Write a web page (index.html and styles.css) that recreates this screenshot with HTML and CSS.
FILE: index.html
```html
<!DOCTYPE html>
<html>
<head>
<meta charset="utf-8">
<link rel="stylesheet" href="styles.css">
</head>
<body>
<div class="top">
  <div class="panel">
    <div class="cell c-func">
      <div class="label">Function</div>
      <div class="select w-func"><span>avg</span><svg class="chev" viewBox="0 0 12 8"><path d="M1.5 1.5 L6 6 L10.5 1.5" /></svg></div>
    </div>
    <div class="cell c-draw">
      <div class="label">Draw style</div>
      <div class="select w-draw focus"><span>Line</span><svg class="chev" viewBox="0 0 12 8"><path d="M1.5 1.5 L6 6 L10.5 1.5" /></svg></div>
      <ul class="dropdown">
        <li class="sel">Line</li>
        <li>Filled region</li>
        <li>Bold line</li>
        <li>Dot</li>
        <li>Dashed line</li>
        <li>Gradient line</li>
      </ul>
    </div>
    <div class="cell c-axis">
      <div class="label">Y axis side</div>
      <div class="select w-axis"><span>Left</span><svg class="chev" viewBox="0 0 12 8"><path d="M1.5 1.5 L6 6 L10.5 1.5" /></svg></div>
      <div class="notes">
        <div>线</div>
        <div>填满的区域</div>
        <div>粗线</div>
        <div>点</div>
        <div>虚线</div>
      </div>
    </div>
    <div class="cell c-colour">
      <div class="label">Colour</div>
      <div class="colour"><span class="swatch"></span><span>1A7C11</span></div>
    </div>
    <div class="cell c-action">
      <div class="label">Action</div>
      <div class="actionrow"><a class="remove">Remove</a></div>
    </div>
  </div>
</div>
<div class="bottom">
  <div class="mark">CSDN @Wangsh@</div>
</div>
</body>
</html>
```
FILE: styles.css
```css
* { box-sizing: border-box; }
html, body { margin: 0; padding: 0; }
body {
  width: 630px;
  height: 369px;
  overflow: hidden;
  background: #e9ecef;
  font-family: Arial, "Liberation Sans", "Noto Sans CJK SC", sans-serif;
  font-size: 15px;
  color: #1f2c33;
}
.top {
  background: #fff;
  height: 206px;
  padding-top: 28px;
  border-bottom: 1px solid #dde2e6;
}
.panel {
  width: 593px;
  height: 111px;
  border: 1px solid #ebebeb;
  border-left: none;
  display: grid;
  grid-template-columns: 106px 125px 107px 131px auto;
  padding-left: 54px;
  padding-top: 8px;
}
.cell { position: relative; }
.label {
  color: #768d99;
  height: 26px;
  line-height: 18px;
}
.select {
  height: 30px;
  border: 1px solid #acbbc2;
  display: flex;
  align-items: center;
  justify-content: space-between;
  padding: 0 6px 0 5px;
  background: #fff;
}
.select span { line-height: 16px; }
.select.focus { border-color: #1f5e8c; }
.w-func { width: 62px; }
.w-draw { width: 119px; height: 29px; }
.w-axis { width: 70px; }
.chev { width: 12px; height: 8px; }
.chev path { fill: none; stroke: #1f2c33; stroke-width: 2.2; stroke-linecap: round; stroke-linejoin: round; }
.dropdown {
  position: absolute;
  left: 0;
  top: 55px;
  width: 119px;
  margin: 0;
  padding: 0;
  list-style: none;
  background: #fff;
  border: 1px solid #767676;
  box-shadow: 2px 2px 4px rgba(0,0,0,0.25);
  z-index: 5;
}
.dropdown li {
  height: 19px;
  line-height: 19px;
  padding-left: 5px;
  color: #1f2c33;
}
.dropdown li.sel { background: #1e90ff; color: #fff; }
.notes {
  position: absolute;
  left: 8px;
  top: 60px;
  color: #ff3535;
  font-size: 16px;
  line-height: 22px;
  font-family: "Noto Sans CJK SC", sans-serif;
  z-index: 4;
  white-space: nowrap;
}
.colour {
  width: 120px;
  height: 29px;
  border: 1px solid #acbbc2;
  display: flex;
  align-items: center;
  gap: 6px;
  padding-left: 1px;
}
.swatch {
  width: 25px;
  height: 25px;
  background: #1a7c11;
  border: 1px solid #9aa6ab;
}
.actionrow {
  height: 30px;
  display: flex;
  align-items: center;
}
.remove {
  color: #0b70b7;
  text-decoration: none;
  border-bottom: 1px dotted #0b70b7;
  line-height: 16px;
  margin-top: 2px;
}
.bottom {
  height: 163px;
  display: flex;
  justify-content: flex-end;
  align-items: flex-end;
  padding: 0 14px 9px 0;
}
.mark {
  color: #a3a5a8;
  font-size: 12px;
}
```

* * *

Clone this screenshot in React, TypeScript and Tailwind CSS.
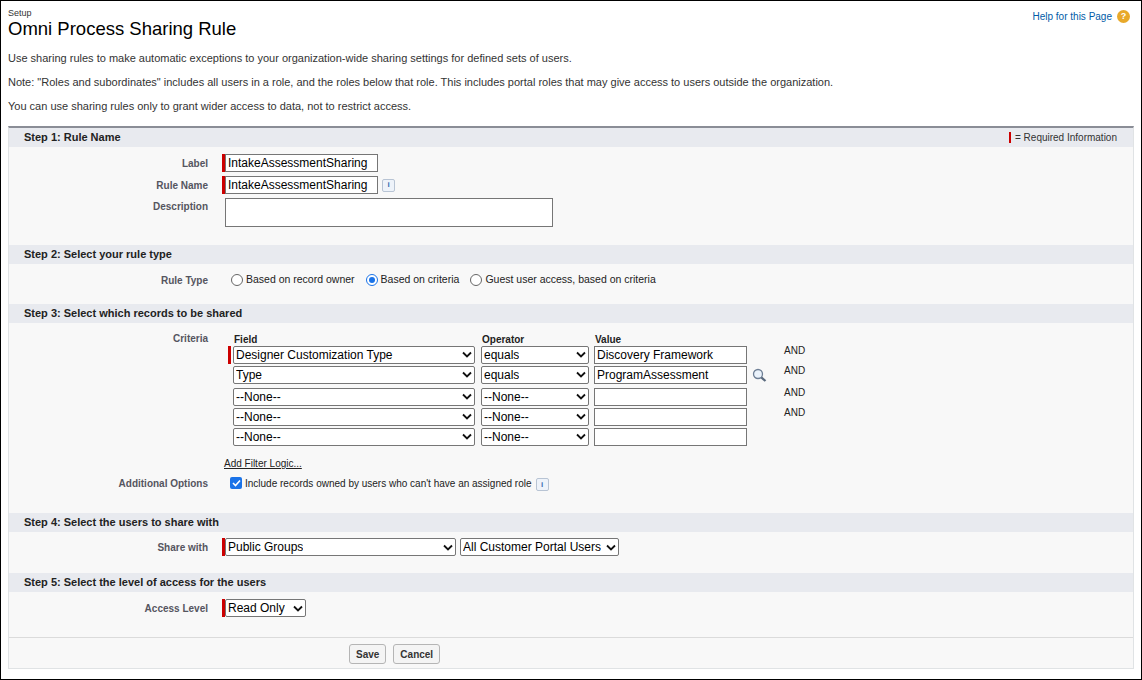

EXERCISE REQUIREMENTS:
Within the listing above, copy each line that has the string "styles".

SOLUTION:
Write a web page (index.html and styles.css) that recreates this screenshot with HTML and CSS.
<link rel="stylesheet" href="styles.css">
FILE: styles.css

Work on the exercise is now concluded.